# Broken Sauce



## BKBagelBoss

In English, you say a sauce is “broken” when it demulsifies. Is there a Russian verb used in cooking to describe this or would you say something like “Соус отделился.”


----------



## GCRaistlin

Определённого слова, описывающего это состояние, в русском нет. Чтобы описать это явление, мы можем сказать: _соус дал воду._ Ну, или просто: _соус испортился _(хотя без уточнения слушающий решит скорее, что он прокис).


----------



## BKBagelBoss

Мне звучит слишком буквально, но возможно говорить, что «Соус демульгировался»?


----------



## GCRaistlin

BKBagelBoss said:


> Мне звучит


_С моей точки зрения, звучит_



BKBagelBoss said:


> Соус демульгировался


Это мало кто поймёт. Я, например, нет. Ну, то есть догадаться, что с ним что-то нехорошее случилось, можно, но именно что догадаться, а не понять.


----------



## Maroseika

I'd say соус распался.


----------



## GCRaistlin

То есть вы вот смотрите на соус, который пошёл комками (кстати, вот ещё возможный вариант), и говорите, к примеру: _Что-то он распался - старый, наверное? _Как-то сомнительно.


----------



## Maroseika

GCRaistlin said:


> То есть вы вот смотрите на соус, который пошёл комками (кстати, вот ещё возможный вариант), и говорите, к примеру: _Что-то он распался - старый, наверное? _Как-то сомнительно.

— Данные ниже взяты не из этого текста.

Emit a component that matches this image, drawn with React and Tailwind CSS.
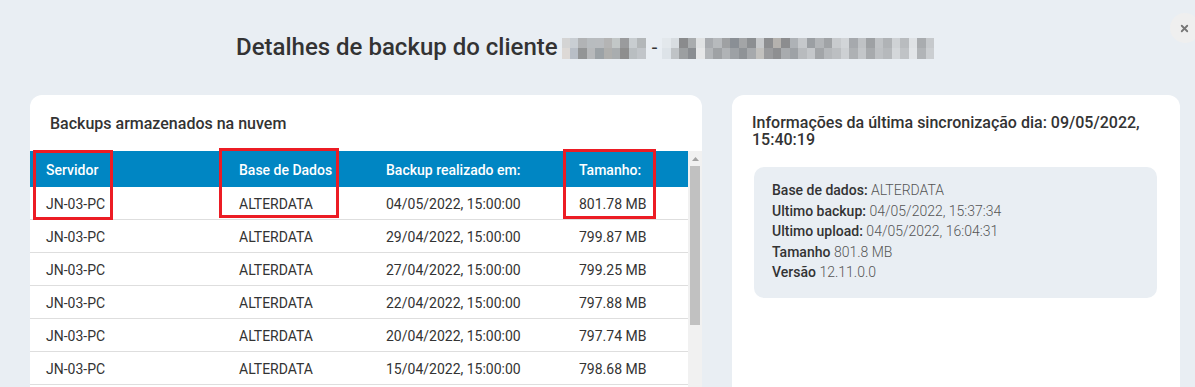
import { X } from "lucide-react";

const backups = [
  { server: "JN-03-PC", db: "ALTERDATA", date: "04/05/2022, 15:00:00", size: "801.78 MB" },
  { server: "JN-03-PC", db: "ALTERDATA", date: "29/04/2022, 15:00:00", size: "799.87 MB" },
  { server: "JN-03-PC", db: "ALTERDATA", date: "27/04/2022, 15:00:00", size: "799.25 MB" },
  { server: "JN-03-PC", db: "ALTERDATA", date: "22/04/2022, 15:00:00", size: "797.88 MB" },
  { server: "JN-03-PC", db: "ALTERDATA", date: "20/04/2022, 15:00:00", size: "797.74 MB" },
  { server: "JN-03-PC", db: "ALTERDATA", date: "15/04/2022, 15:00:00", size: "798.68 MB" },
];

// pixelated (censored) client name
const topA = ["#d4d4d4", "#c9ced3", "#b1b3b5", "#b8bcbf", "#b9bcbf", "#b4b4b4", "#c2c7c7", "#9a9b9d", "#c8cdd0", "#b3b7b9"];
const botA = ["#ddd9d6", "#b8bec6", "#939596", "#b7b9bb", "#9ca2a6", "#afafad", "#a9adaf", "#8e8e8e", "#b9bec1", "#c1c5c9"];
const topB = ["#e3e8ec", "#d8dde1", "#8a8b8d", "#a9acae", "#e0e2e3", "#a8abaf", "#b7babd", "#9fa1a3", "#8a8f95", "#a3a5a7", "#8c8f92", "#c7c9cb", "#8d8e90", "#b5b2ae", "#8c8d8f", "#aeb2b6", "#c5c8cb", "#9b9fa3", "#b2b5b8", "#a0a3a6", "#c8cbce", "#d2d5d8", "#a6a9ad", "#bfc2c5", "#9ea1a4", "#c0c3c6", "#b0b3b6", "#cfd2d5", "#b9bcbf", "#dfe2e5", "#a9acaf", "#c6c9cc"];
const botB = ["#dde3e8", "#bfc3c6", "#9c9fa1", "#8a8d91", "#e6e7e8", "#b3b6b9", "#9fa2a5", "#b0b3b6", "#9da1a5", "#8f9397", "#a6a9ac", "#c2c1be", "#9a9b9d", "#8e8f91", "#a8abae", "#9ea2a6", "#b8bbbe", "#c4c7ca", "#a2a5a8", "#b5b8bb", "#bcbfc2", "#cdd0d3", "#aeb1b4", "#c3c6c9", "#a7aaad", "#bec1c4", "#b6b9bc", "#d4d7da", "#c0c3c6", "#e2e5e8", "#b1b4b7", "#cbced1"];

const Mosaic = ({ top, bottom, width }) => (
  <span className="inline-flex flex-col h-[21px]" style={{ width }}>
    <span className="flex h-[10px]">
      {top.map((c, i) => (
        <span key={i} className="flex-1" style={{ backgroundColor: c }} />
      ))}
    </span>
    <span className="flex h-[11px]">
      {bottom.map((c, i) => (
        <span key={i} className="flex-1" style={{ backgroundColor: c }} />
      ))}
    </span>
  </span>
);

const Annotation = ({ className }) => (
  <div className={`absolute border-[3px] border-[#ec1c24] pointer-events-none ${className}`} />
);

const InfoLine = ({ label, value }) => (
  <div>
    <span className="font-medium text-[#333]">{label}</span>{" "}
    <span className="font-light text-[#555]">{value}</span>
  </div>
);

export default function App() {
  return (
    <div className="relative w-[1195px] h-[387px] overflow-hidden bg-[#e9eef3] font-['Roboto',sans-serif] text-[#333]">
      <button className="absolute left-[1170px] top-[13px] w-[30px] h-[30px] rounded-full bg-[#efefef] flex items-center justify-center text-[#777]">
        <X size={11} strokeWidth={4} className="-ml-[1px]" />
      </button>

      <div className="h-[95px] flex items-center pl-[236px] pb-[2px]">
        <h1 className="flex items-center text-[24px] font-medium text-[#333]">
          <span>Detalhes de backup do cliente</span>
          <span className="ml-[4px] mt-[3px] flex">
            <Mosaic top={topA} bottom={botA} width={84} />
          </span>
          <span className="ml-[6px] text-[20px] font-normal">-</span>
          <span className="ml-[5px] mt-[3px] flex">
            <Mosaic top={topB} bottom={botB} width={272} />
          </span>
        </h1>
      </div>

      <div className="flex gap-[30px] pl-[30px]">
        <div className="relative w-[672px] h-[320px] bg-white rounded-t-[12px] overflow-hidden">
          <h2 className="px-[20px] pt-[17px] h-[56px] text-[16px] font-medium text-[#333]">
            Backups armazenados na nuvem
          </h2>
          <div className="flex items-start">
            <table className="w-[658px] table-fixed border-collapse text-[14px] leading-[20px]">
              <colgroup>
                <col className="w-[193px]" />
                <col className="w-[147px]" />
                <col className="w-[193px]" />
                <col />
              </colgroup>
              <thead>
                <tr className="bg-[#0086c3] text-white">
                  <th className="text-left font-medium pl-[16px] pt-[9px] pb-[7px]">Servidor</th>
                  <th className="text-left font-medium pl-[16px] pt-[9px] pb-[7px]">Base de Dados</th>
                  <th className="text-left font-medium pl-[16px] pt-[9px] pb-[7px]">Backup realizado em:</th>
                  <th className="text-left font-medium pl-[16px] pt-[9px] pb-[7px]">Tamanho:</th>
                </tr>
              </thead>
              <tbody>
                {backups.map((b, i) => (
                  <tr key={i} className="border-b border-[#dedede] text-[#333]">
                    <td className="pl-[16px] pt-[7px] pb-[5px]">{b.server}</td>
                    <td className="pl-[16px] pt-[7px] pb-[5px]">{b.db}</td>
                    <td className="pl-[16px] pt-[7px] pb-[5px]">{b.date}</td>
                    <td className="pl-[16px] pt-[7px] pb-[5px]">{b.size}</td>
                  </tr>
                ))}
              </tbody>
            </table>
            <div className="w-[14px] h-[270px] bg-[#f1f1f1] flex flex-col items-center">
              <div className="h-[15px] flex items-center justify-center">
                <svg width="7" height="4" viewBox="0 0 7 4">
                  <polygon points="3.5,0 7,4 0,4" fill="#a3a3a3" />
                </svg>
              </div>
              <div className="w-[10px] h-[159px] bg-[#c1c1c1]" />
            </div>
          </div>
          <Annotation className="left-[3px] top-[55px] w-[80px] h-[70px]" />
          <Annotation className="left-[189px] top-[53px] w-[120px] h-[70px]" />
          <Annotation className="left-[533px] top-[54px] w-[93px] h-[70px]" />
        </div>

        <div className="w-[448px] h-[320px] bg-white rounded-t-[12px] pl-[20px] pr-[23px]">
          <h2 className="pt-[19px] text-[16px] leading-[17px] font-medium text-[#333]">
            Informações da última sincronização dia: 09/05/2022, 15:40:19
          </h2>
          <div className="mt-[19px] ml-[2px] bg-[#e9eef3] rounded-[10px] pl-[18px] pt-[13px] pb-[16px] h-[131px] text-[14px] leading-[20.5px]">
            <InfoLine label="Base de dados:" value="ALTERDATA" />
            <InfoLine label="Ultimo backup:" value="04/05/2022, 15:37:34" />
            <InfoLine label="Ultimo upload:" value="04/05/2022, 16:04:31" />
            <InfoLine label="Tamanho" value="801.8 MB" />
            <InfoLine label="Versão" value="12.11.0.0" />
          </div>
        </div>
      </div>
    </div>
  );
}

Я так не говорю, потому что не готовлю соусы. Но я бы понял, что имеется в виду. В Интернете много примеров использования этого слова, когда говорят о майонезе и других соусах.


----------



## GCRaistlin

Возможно. Но это, получается, довольно-таки специальный термин, который вряд ли придёт в голову некулинару. В отличие, видимо, от _broken, _которым можно обозначить вообще что угодно вышедшее, в том или ином смысле, из строя.


----------



## BKBagelBoss

GCRaistlin said:


> В отличие, видимо, от _broken, _которым можно обозначить вообще что угодно вышедшее, в том или ином смысле, из строя.


“Broken” doesn’t mean spoiled _in general_. It never means sour for example it’s a specific ruined _texture_.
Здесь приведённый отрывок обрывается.